■ **WHAT YOU SHOULD DO**:
Filter the data below for the string "screenshot" and copy each matching line.

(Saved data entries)

============

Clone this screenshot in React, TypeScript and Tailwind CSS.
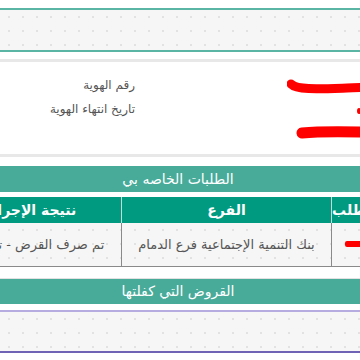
const dots =
  "bg-[#f6f6f6] bg-[radial-gradient(#e2e2e2_1px,transparent_1px)] bg-[size:14px_14px]";

function Scribbles() {
  return (
    <svg className="absolute inset-0 w-[123px] h-[92px]" viewBox="0 0 123 92" fill="none">
      <path
        d="M4 22 C 10 28, 30 27, 60 26 S 100 24, 130 25"
        stroke="#ff0000"
        strokeWidth="9"
        strokeLinecap="round"
      />
      <ellipse cx="72" cy="49" rx="2" ry="3" fill="#ff0000" />
      <path d="M15 71 Q 45 68 130 72" stroke="#ff0000" strokeWidth="11" strokeLinecap="round" />
    </svg>
  );
}

export default function App() {
  return (
    <div className="w-[360px] h-[360px] overflow-hidden bg-white font-['DejaVu_Sans',sans-serif]">
      <div dir="rtl" className="w-[464px] ml-[-54px] pt-[8px]">
        {/* search strip */}
        <div className={`h-[44px] border-y-2 border-[#5bb5a4] ${dots}`} />

        {/* identity info */}
        <div className="mt-[7px] h-[98px] border-y-[3px] border-[#e8e8e8] bg-white flex flex-row">
          <div className="relative w-[123px] h-full">
            <Scribbles />
          </div>
          <div className="flex-1" />
          <div className="w-[189px] pt-[11px] text-[12px] text-[#555]">
            <div className="h-[24px] leading-[24px]">رقم الهوية</div>
            <div className="h-[24px] leading-[24px]">تاريخ انتهاء الهوية</div>
          </div>
        </div>

        {/* my requests */}
        <div className="mt-[9px] h-[26px] bg-[#48ab9a] text-white text-[14px] leading-[26px] text-center">
          الطلبات الخاصه بي
        </div>
        <table className="mt-[5px] w-full border-collapse table-fixed">
          <thead>
            <tr className="h-[26px] bg-[#009a80] text-white text-[14px] font-bold whitespace-nowrap">
              <th className="w-[78px] p-0 border-l border-[#c9d9d5] font-bold overflow-hidden">رقم الطلب</th>
              <th className="w-[210px] p-0 border-l border-[#c9d9d5] font-bold">الفرع</th>
              <th className="w-[176px] p-0 font-bold">نتيجة الإجراء</th>
            </tr>
          </thead>
          <tbody>
            <tr className={`h-[43px] text-[13px] text-[#555] border-b border-[#8a8a8a] ${dots}`}>
              <td className="p-0 border-l border-r border-[#8a8a8a]">
                <div className="mx-auto w-[52px] h-[6px] bg-[#ff0000] rounded-[2px]" />
              </td>
              <td className="p-0 border-l border-[#8a8a8a] text-center whitespace-nowrap">
                بنك التنمية الإجتماعية فرع الدمام
              </td>
              <td className="p-0 pr-[12px] text-center whitespace-nowrap overflow-hidden">
                تم صرف القرض - تم السداد
              </td>
            </tr>
          </tbody>
        </table>

        {/* guaranteed loans */}
        <div className="mt-[11px] border-t border-[#e2e2e2] h-[26px] bg-[#48ab9a] text-white text-[14px] leading-[25px] text-center">
          القروض التي كفلتها
        </div>
        <div className={`mt-[6px] h-[43px] border-t-2 border-[#b6acdf] border-b-2 border-b-[#6f63b5] ${dots}`} />
      </div>
    </div>
  );
}
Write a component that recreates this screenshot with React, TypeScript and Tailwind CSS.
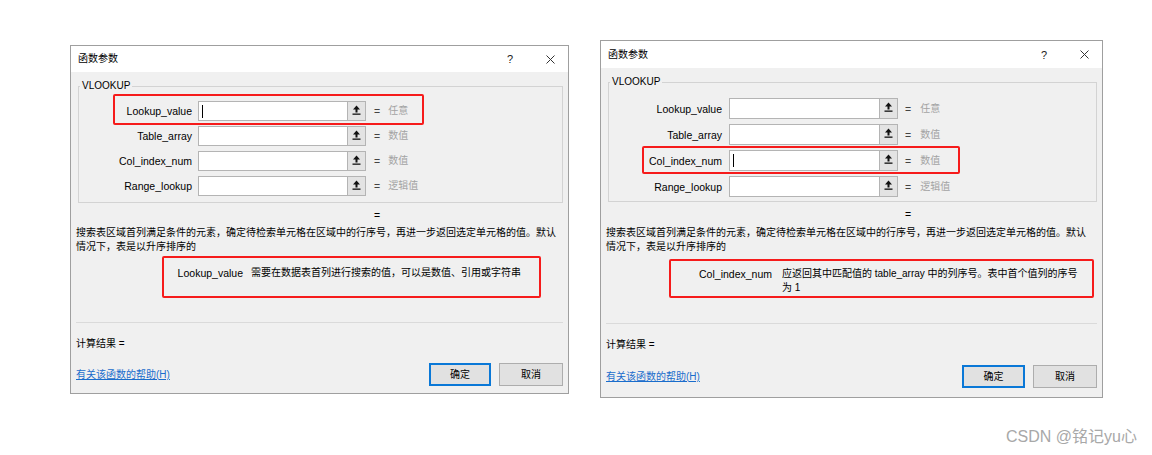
import React from "react";

type Cfg = {
  box: string;
  title: string;
  rows: string;
  rowH: string;
  field: string;
  inputMl: string;
  eqMl: string;
  valMl: string;
  eqLine: string;
  desc: string;
  param: string;
  labW: string;
  descMl: string;
  calcMt: string;
  btnMt: string;
  bottom: string;
  okW: string;
  cancelW: string;
  red1: string;
  red2: string;
  caretRow: number;
  paramLabel: string;
  paramDesc: React.ReactNode;
};

const FONT = { fontFamily: '"Liberation Sans", "Noto Sans CJK SC", sans-serif' };

const ROWS = [
  { label: "Lookup_value", value: "任意" },
  { label: "Table_array", value: "数值" },
  { label: "Col_index_num", value: "数值" },
  { label: "Range_lookup", value: "逻辑值" },
];

function RefIcon() {
  return (
    <svg width="9" height="11" viewBox="0 0 9 11">
      <polygon points="4.5,0.5 8,4.5 1,4.5" fill="#111" />
      <rect x="3.5" y="4" width="2" height="3.5" fill="#111" />
      <rect x="0.5" y="8.5" width="8" height="1.3" fill="#111" />
    </svg>
  );
}

function Dialog({ c }: { c: Cfg }) {
  return (
    <div className={`relative flex flex-col border border-[#9f9f9f] bg-[#f0f0f0] text-black ${c.box}`} style={FONT}>
      <div className={`flex items-center bg-white pl-[7px] pr-[13px] ${c.title}`}>
        <span className="text-[10px] leading-[14px]">函数参数</span>
        <span className="ml-auto text-[11px] leading-[14px] text-[#222]">?</span>
        <svg className="ml-[33px]" width="9" height="9" viewBox="0 0 9 9">
          <path d="M0.5 0.5 L8.5 8.5 M8.5 0.5 L0.5 8.5" stroke="#333" strokeWidth="1" />
        </svg>
      </div>

      <div className="mt-[7px] pl-[7px] pr-[5px]">
        <fieldset className="border border-[#d3d3d3]">
          <legend className="ml-[1px] px-[2px] text-[10px] leading-[14px]">VLOOKUP</legend>
          <div className={`flex flex-col ${c.rows}`}>
            {ROWS.map((r, i) => (
              <div key={r.label} className={`flex items-center ${c.rowH}`}>
                <div className="w-[113px] text-right text-[10.5px] leading-[14px]">{r.label}</div>
                <div className={`flex h-full border border-[#b4b4b4] bg-white ${c.field} ${c.inputMl}`}>
                  <div className="flex flex-1 items-center">
                    {i === c.caretRow && <span className="ml-[3px] h-[13px] w-px bg-black" />}
                  </div>
                  <div className="flex w-[18px] items-start justify-center border-l border-[#b4b4b4] bg-[#e3e3e3] pt-[3px]">
                    <RefIcon />
                  </div>
                </div>
                <span className={`text-[10.5px] leading-[14px] text-[#444] ${c.eqMl}`}>=</span>
                <span className={`text-[10px] leading-[14px] text-[#a3a3a3] ${c.valMl}`}>{r.value}</span>
              </div>
            ))}
          </div>
        </fieldset>
      </div>

      <div className={`h-[14px] text-[10.5px] leading-[14px] ${c.eqLine}`}>=</div>

      <div className={`whitespace-nowrap pl-[5px] text-[10px] leading-[14px] ${c.desc}`}>
        搜索表区域首列满足条件的元素，确定待检索单元格在区域中的行序号，再进一步返回选定单元格的值。默认
        <br />
        情况下，表是以升序排序的
      </div>

      <div className={`flex ${c.param}`}>
        <div className={`shrink-0 text-right text-[10.5px] leading-[14px] ${c.labW}`}>{c.paramLabel}</div>
        <div className={`whitespace-nowrap text-[10px] leading-[14px] ${c.descMl}`}>{c.paramDesc}</div>
      </div>

      <div className={`mt-auto flex flex-col ${c.bottom}`}>
        <div className="mx-[5px] h-px bg-[#dadada]" />
        <div className={`pl-[5px] text-[10px] leading-[14px] ${c.calcMt}`}>计算结果 =</div>
        <div className={`flex items-center pl-[5px] pr-[5px] ${c.btnMt}`}>
          <span className="text-[10px] leading-[14px] text-[#1a6dcc] underline">有关该函数的帮助(H)</span>
          <div className="ml-auto flex gap-[8px]">
            <div className={`flex h-[23px] items-center justify-center border-2 border-[#0a78d7] bg-[#e1e1e1] text-[10px] ${c.okW}`}>
              确定
            </div>
            <div className={`flex h-[23px] items-center justify-center border border-[#adadad] bg-[#e1e1e1] text-[10px] ${c.cancelW}`}>
              取消
            </div>
          </div>
        </div>
      </div>

      <div className={`absolute rounded-[2px] border-2 border-[#f61b1b] ${c.red1}`} />
      <div className={`absolute rounded-[2px] border-2 border-[#f61b1b] ${c.red2}`} />
    </div>
  );
}

const D1: Cfg = {
  box: "mt-[45px] w-[499px] h-[349px]",
  title: "h-[26px]",
  rows: "pt-[8px] pb-[6px] gap-[5px]",
  rowH: "h-[20px]",
  field: "w-[168px]",
  inputMl: "ml-[6px]",
  eqMl: "ml-[8px]",
  valMl: "ml-[8px]",
  eqLine: "mt-[5px] pl-[303px]",
  desc: "mt-[4px]",
  param: "mt-[12px]",
  labW: "w-[172px]",
  descMl: "ml-[8px]",
  calcMt: "mt-[14px]",
  btnMt: "mt-[12px]",
  bottom: "pb-[7px]",
  okW: "w-[62px]",
  cancelW: "w-[64px]",
  red1: "left-[42px] top-[48px] w-[311px] h-[31px]",
  red2: "left-[91px] top-[210px] w-[379px] h-[42px]",
  caretRow: 0,
  paramLabel: "Lookup_value",
  paramDesc: "需要在数据表首列进行搜索的值，可以是数值、引用或字符串",
};

const D2: Cfg = {
  box: "mt-[40px] w-[503px] h-[358px]",
  title: "h-[27px]",
  rows: "pt-[9px] pb-[4px] gap-[5px]",
  rowH: "h-[21px]",
  field: "w-[169px]",
  inputMl: "ml-[7px]",
  eqMl: "ml-[7px]",
  valMl: "ml-[9px]",
  eqLine: "mt-[5px] pl-[304px]",
  desc: "mt-[5px]",
  param: "mt-[13px]",
  labW: "w-[171px]",
  descMl: "ml-[10px]",
  calcMt: "mt-[14px]",
  btnMt: "mt-[13px]",
  bottom: "pb-[9px]",
  okW: "w-[63px]",
  cancelW: "w-[64px]",
  red1: "left-[41px] top-[105px] w-[318px] h-[28px]",
  red2: "left-[68px] top-[218px] w-[425px] h-[39px]",
  caretRow: 2,
  paramLabel: "Col_index_num",
  paramDesc: (
    <>
      应返回其中匹配值的 table_array 中的列序号。表中首个值列的序号
      <br />
      为 1
    </>
  ),
};

export default function App() {
  return (
    <div className="relative h-[455px] w-[1152px] overflow-hidden bg-white">
      <div className="flex items-start gap-[31px] pl-[70px]">
        <Dialog c={D1} />
        <Dialog c={D2} />
      </div>
      <div
        className="absolute right-[15px] top-[428px] text-[16px] leading-[18px] text-[#a8a8a8]"
        style={FONT}
      >
        CSDN @铭记yu心
      </div>
    </div>
  );
}
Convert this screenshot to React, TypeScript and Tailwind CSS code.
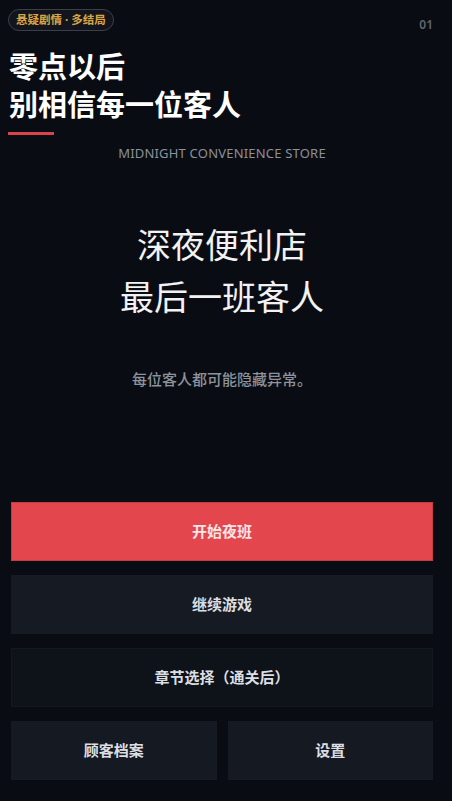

============

■ **RESPONSE TO THIS TASK**:
Clone this screenshot in React, TypeScript and Tailwind CSS.
Write a component that recreates this screenshot with React, TypeScript and Tailwind CSS.
Convert this screenshot to React, TypeScript and Tailwind CSS code.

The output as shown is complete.